* BEGIN Recorded data *

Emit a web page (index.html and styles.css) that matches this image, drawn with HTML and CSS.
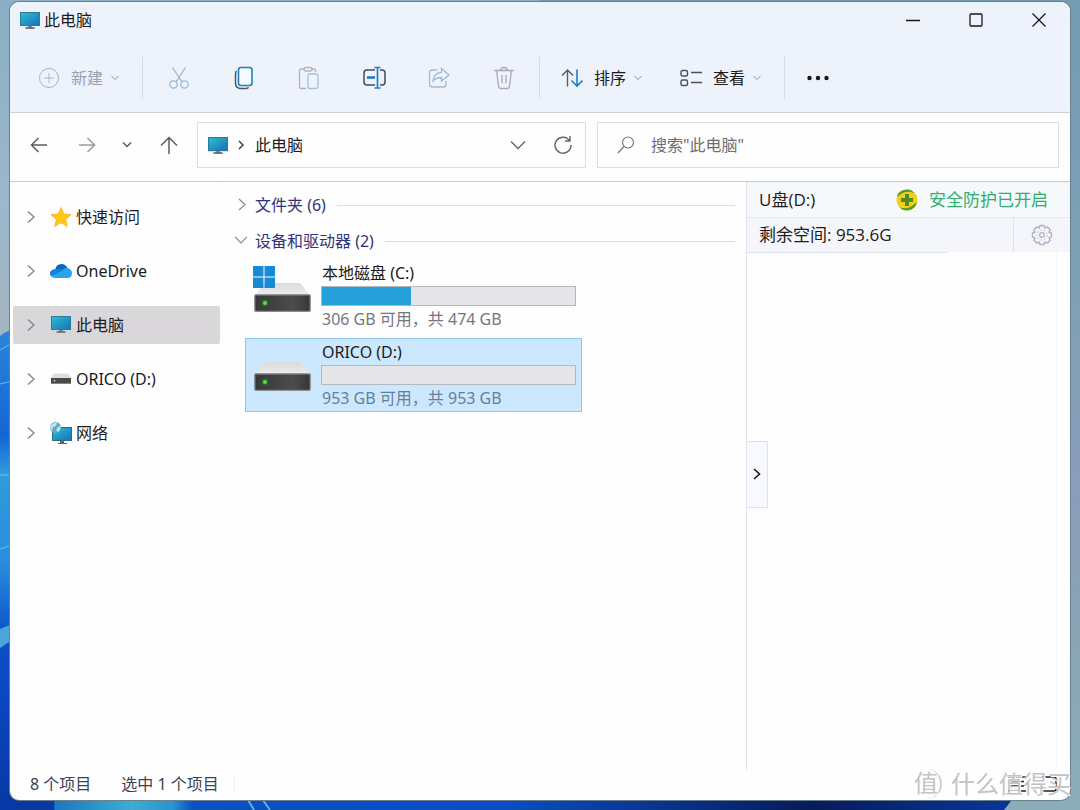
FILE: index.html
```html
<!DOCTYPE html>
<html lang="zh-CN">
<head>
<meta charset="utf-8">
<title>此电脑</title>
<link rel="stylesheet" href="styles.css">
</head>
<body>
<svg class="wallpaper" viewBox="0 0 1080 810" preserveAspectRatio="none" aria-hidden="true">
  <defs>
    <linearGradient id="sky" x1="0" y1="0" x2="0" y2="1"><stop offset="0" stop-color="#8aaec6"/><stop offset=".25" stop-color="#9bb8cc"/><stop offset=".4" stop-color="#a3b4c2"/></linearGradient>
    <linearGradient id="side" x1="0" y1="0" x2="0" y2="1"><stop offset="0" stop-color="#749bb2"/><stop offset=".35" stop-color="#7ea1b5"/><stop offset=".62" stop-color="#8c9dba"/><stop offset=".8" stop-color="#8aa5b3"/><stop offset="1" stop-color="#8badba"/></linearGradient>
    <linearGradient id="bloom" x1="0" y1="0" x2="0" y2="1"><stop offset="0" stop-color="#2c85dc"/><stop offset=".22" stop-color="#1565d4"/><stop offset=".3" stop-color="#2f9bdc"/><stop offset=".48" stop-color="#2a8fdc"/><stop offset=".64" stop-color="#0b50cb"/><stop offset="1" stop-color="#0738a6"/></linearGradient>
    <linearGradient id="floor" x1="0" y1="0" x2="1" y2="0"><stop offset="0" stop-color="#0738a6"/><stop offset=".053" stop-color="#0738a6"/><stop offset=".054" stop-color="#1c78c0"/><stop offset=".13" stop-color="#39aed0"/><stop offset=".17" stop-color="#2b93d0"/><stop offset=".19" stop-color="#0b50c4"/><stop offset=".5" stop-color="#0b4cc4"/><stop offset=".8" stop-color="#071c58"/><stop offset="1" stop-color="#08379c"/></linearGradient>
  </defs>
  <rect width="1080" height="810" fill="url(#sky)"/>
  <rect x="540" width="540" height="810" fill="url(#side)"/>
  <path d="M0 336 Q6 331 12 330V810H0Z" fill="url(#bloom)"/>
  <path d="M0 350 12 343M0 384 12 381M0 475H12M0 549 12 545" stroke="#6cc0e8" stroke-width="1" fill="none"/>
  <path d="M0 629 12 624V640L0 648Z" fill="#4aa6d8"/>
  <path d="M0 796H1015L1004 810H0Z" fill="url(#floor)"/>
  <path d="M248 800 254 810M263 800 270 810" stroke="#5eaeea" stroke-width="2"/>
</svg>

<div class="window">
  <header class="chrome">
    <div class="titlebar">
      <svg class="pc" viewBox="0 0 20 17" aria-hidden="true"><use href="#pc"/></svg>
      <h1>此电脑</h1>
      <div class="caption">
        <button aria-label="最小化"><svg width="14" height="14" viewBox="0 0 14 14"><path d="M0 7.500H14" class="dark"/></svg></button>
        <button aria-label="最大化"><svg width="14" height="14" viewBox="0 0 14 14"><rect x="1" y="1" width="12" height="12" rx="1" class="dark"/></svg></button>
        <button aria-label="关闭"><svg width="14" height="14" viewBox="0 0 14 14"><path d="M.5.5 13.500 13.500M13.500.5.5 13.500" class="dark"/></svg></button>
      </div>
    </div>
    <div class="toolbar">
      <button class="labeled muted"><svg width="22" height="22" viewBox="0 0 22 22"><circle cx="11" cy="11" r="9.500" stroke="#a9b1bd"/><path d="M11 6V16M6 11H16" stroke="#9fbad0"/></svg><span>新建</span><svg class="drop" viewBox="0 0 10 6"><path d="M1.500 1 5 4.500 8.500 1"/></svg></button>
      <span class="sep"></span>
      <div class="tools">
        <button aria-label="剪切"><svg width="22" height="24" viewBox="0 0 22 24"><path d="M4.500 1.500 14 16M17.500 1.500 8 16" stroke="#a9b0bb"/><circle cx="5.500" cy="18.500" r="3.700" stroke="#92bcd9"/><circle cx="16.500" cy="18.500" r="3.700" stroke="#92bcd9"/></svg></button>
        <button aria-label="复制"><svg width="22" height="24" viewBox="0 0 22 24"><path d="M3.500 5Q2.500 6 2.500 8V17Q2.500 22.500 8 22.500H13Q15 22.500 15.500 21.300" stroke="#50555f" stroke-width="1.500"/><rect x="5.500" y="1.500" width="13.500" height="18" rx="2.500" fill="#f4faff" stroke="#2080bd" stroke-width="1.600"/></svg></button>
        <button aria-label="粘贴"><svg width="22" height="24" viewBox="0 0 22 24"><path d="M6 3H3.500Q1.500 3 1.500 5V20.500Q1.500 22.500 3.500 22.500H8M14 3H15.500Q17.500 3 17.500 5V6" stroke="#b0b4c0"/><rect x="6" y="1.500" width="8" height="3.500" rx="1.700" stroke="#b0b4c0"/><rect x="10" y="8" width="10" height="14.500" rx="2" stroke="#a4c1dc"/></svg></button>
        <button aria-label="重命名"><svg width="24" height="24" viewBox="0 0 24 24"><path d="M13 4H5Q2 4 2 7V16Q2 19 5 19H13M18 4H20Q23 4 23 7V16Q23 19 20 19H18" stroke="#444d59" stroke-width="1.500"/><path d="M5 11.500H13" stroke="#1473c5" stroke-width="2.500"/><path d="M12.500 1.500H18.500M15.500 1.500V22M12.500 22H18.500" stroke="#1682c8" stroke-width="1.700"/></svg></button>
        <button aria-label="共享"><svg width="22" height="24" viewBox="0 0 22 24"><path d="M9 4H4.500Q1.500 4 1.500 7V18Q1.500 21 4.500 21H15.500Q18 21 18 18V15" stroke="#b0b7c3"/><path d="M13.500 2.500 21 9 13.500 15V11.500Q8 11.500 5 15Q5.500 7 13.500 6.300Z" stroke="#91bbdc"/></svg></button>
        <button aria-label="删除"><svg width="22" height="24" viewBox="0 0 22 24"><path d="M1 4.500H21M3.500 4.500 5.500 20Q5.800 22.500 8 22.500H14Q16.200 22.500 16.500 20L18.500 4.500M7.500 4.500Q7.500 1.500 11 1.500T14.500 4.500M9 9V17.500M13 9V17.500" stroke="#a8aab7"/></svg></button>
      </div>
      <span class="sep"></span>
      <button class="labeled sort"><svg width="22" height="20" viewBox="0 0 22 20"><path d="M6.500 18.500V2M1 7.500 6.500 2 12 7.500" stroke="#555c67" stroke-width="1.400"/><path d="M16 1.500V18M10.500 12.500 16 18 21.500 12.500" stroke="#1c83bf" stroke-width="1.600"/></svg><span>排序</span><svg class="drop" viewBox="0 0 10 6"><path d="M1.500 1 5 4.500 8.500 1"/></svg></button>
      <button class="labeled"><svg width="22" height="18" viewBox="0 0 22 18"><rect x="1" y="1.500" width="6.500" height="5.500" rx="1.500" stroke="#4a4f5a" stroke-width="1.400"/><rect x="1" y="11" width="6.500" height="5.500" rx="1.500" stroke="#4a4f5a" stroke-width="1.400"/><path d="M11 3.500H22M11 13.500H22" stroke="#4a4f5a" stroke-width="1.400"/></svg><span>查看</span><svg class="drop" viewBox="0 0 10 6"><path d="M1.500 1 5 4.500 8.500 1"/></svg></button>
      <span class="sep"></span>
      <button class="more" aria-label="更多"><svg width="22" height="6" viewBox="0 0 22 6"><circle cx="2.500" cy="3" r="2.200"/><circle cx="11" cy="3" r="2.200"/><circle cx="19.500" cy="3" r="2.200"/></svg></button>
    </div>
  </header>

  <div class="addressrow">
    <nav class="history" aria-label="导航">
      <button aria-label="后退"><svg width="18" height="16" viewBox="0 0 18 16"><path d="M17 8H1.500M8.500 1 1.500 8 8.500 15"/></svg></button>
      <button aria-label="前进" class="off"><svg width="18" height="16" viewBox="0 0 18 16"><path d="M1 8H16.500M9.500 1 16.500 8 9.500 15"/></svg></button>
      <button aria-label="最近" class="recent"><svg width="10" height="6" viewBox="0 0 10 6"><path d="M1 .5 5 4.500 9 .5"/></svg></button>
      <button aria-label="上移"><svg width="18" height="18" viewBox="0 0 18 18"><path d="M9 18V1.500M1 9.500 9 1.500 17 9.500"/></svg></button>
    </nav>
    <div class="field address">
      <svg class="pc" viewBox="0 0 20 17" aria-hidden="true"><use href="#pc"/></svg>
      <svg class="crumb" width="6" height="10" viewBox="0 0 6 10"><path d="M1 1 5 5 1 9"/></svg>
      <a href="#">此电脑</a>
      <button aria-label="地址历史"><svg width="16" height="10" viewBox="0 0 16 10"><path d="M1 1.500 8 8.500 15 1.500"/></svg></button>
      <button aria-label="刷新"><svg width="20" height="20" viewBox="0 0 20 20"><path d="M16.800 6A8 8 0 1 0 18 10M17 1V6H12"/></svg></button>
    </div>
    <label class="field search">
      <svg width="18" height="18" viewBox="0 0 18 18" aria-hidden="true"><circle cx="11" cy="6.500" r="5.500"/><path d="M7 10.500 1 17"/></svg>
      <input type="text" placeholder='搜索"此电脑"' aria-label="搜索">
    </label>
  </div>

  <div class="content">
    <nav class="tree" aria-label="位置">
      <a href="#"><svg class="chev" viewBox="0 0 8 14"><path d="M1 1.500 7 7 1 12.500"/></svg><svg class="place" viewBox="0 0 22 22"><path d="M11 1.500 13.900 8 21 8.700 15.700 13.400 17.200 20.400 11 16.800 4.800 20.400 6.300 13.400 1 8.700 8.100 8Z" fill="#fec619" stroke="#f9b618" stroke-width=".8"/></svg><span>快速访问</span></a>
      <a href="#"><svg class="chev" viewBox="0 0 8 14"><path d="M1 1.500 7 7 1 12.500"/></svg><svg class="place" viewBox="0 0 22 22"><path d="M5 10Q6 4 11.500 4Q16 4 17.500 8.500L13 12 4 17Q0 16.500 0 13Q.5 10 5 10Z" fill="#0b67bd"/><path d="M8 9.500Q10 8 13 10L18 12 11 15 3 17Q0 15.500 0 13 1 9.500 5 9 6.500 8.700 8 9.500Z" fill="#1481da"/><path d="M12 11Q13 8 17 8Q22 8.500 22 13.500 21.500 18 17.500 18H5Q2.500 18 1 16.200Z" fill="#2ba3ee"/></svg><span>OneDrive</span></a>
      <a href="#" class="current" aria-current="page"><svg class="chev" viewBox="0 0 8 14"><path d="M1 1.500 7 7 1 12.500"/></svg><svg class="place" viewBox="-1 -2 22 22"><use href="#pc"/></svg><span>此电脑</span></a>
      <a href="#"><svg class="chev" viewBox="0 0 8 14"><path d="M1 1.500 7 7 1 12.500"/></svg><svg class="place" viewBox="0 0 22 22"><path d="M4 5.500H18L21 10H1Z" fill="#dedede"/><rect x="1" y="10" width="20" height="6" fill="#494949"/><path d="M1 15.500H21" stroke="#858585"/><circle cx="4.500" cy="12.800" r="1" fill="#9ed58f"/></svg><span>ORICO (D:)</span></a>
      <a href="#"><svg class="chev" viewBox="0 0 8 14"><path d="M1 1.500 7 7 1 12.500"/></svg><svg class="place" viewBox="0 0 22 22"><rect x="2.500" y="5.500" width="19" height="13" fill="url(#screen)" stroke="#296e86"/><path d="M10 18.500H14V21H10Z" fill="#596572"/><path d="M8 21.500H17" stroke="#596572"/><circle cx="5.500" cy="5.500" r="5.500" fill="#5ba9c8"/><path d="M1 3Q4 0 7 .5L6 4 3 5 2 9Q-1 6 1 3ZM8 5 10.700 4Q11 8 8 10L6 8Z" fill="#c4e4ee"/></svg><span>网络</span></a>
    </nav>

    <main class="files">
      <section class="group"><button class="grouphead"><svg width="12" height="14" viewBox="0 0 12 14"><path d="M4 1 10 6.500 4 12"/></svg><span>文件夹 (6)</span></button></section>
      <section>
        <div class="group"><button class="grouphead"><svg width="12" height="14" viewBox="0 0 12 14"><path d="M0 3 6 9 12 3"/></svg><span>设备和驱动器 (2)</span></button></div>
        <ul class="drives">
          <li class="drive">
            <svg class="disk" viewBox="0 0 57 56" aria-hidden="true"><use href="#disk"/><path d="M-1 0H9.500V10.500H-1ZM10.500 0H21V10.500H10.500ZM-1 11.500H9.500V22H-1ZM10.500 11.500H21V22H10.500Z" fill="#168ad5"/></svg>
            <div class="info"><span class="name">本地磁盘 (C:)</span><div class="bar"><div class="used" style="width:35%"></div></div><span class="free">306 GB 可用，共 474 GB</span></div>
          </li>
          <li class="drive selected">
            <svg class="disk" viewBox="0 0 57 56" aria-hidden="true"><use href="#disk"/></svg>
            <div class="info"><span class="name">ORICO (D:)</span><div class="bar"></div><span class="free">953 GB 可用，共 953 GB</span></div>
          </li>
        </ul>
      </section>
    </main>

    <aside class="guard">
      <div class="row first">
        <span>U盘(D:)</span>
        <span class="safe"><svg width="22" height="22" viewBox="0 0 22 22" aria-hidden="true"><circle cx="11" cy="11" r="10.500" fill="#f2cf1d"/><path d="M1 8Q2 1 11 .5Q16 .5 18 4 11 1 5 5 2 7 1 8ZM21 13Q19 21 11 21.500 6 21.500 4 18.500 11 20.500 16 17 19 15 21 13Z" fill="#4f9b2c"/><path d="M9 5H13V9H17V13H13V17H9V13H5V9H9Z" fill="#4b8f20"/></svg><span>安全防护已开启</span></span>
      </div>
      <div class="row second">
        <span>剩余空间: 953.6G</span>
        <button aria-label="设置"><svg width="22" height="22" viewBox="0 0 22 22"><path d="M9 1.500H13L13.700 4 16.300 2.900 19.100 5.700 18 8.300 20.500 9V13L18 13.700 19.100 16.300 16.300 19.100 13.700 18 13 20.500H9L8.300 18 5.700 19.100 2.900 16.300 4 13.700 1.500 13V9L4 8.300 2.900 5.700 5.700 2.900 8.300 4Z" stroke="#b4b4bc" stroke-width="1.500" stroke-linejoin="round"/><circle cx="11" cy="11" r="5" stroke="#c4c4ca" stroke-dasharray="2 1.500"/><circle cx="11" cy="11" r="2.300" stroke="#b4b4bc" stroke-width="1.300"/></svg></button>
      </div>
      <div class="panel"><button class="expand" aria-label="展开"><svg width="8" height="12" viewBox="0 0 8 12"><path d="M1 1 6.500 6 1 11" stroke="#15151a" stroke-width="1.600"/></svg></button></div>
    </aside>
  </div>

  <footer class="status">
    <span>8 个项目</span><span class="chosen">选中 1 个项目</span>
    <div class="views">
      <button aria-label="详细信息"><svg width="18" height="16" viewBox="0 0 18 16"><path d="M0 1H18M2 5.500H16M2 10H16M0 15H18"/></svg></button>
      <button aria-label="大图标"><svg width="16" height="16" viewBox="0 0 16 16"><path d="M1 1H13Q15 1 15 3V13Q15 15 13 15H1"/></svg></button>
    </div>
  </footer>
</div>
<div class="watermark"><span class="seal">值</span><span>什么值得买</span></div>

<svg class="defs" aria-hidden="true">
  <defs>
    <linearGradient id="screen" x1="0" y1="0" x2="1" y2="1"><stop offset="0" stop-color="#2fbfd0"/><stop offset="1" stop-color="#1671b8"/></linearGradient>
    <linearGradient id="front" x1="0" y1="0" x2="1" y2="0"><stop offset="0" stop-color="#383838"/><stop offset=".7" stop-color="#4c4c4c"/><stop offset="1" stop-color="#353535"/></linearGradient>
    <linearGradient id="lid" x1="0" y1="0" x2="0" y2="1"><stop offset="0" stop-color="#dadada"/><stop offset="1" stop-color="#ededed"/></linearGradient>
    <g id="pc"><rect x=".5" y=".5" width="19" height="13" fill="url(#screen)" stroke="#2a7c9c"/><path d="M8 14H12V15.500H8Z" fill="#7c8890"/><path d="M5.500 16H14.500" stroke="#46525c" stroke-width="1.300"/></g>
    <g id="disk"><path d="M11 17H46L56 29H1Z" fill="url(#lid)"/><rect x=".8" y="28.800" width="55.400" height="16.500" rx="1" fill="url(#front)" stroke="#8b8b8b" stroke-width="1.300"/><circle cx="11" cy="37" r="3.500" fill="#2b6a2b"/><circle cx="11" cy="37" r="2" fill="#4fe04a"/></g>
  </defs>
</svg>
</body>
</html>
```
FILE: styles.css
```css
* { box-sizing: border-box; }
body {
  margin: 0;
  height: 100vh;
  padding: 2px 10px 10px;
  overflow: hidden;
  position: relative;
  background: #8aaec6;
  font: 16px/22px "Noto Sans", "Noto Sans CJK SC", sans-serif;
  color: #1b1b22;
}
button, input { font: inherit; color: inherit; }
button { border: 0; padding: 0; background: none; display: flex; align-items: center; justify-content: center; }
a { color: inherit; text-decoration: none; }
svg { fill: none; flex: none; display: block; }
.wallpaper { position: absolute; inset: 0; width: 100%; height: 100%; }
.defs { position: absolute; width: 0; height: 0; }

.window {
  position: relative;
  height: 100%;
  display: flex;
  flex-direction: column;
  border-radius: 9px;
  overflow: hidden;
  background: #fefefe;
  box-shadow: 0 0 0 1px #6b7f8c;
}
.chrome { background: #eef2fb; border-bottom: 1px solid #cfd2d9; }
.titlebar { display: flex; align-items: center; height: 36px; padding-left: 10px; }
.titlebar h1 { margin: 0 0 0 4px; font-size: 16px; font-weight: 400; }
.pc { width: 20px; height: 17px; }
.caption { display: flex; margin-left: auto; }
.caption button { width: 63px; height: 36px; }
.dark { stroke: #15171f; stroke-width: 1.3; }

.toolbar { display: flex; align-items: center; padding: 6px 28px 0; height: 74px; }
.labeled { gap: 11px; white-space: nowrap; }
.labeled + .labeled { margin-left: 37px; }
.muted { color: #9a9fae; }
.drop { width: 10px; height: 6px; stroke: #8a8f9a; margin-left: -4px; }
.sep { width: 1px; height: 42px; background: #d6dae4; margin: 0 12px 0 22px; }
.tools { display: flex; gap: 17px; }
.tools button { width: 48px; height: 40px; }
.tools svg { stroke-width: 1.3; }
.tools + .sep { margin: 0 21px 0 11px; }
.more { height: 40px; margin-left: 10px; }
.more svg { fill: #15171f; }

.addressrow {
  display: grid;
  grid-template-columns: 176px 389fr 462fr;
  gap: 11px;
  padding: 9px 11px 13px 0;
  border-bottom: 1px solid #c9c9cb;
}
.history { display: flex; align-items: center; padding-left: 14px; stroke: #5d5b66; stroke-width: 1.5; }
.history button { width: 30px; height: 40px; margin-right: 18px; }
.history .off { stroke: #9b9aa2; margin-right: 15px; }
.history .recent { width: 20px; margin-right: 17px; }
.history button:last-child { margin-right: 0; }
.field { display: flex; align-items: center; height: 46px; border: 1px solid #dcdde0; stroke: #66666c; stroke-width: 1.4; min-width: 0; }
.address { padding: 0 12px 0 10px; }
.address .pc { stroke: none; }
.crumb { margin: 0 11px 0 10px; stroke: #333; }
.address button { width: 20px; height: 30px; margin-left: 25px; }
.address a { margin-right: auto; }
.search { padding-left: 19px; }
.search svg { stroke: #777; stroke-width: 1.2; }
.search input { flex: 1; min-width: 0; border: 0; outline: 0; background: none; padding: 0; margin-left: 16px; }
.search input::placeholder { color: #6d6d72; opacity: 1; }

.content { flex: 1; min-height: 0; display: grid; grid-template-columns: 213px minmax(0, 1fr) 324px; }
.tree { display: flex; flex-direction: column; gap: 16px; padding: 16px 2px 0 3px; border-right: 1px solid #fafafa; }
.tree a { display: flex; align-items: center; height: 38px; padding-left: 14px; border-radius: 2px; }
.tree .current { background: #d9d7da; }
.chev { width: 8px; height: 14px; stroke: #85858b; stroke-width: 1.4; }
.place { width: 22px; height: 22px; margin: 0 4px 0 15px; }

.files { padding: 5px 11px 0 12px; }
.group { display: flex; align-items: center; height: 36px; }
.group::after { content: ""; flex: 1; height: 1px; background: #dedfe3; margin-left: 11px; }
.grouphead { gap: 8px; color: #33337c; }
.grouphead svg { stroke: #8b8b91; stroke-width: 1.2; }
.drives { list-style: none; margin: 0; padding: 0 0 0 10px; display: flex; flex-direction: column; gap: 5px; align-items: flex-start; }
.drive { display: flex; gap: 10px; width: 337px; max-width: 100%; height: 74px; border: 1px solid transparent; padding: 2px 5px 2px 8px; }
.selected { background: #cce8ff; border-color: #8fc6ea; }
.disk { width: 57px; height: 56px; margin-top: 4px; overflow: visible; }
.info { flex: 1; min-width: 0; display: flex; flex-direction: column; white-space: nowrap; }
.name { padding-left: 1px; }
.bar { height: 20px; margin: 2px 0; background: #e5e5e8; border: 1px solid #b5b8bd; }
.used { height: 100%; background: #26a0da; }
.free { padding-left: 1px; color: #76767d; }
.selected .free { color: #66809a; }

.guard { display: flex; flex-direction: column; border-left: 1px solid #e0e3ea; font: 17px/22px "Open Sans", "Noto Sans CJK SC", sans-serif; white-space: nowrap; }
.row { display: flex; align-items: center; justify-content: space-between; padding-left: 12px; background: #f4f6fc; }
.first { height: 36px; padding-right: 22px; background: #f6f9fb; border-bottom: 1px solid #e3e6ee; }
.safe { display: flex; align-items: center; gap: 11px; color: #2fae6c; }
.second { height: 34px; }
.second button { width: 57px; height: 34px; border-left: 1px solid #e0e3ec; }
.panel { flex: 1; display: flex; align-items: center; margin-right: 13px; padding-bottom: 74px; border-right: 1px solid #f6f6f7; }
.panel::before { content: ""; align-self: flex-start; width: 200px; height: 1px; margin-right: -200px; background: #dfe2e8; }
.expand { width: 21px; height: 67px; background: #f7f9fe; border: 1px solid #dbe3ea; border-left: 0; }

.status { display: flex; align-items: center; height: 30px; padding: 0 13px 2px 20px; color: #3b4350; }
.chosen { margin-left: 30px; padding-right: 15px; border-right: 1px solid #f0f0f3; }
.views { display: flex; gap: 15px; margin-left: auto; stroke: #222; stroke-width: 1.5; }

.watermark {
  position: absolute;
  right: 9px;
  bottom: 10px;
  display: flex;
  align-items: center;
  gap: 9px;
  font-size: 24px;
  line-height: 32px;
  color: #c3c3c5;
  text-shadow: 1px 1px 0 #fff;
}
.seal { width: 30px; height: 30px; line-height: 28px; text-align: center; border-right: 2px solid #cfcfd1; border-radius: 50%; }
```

* END Recorded data *

> [Short task] Report only how many lines in the listing contain the string "styles".

> [Response] 3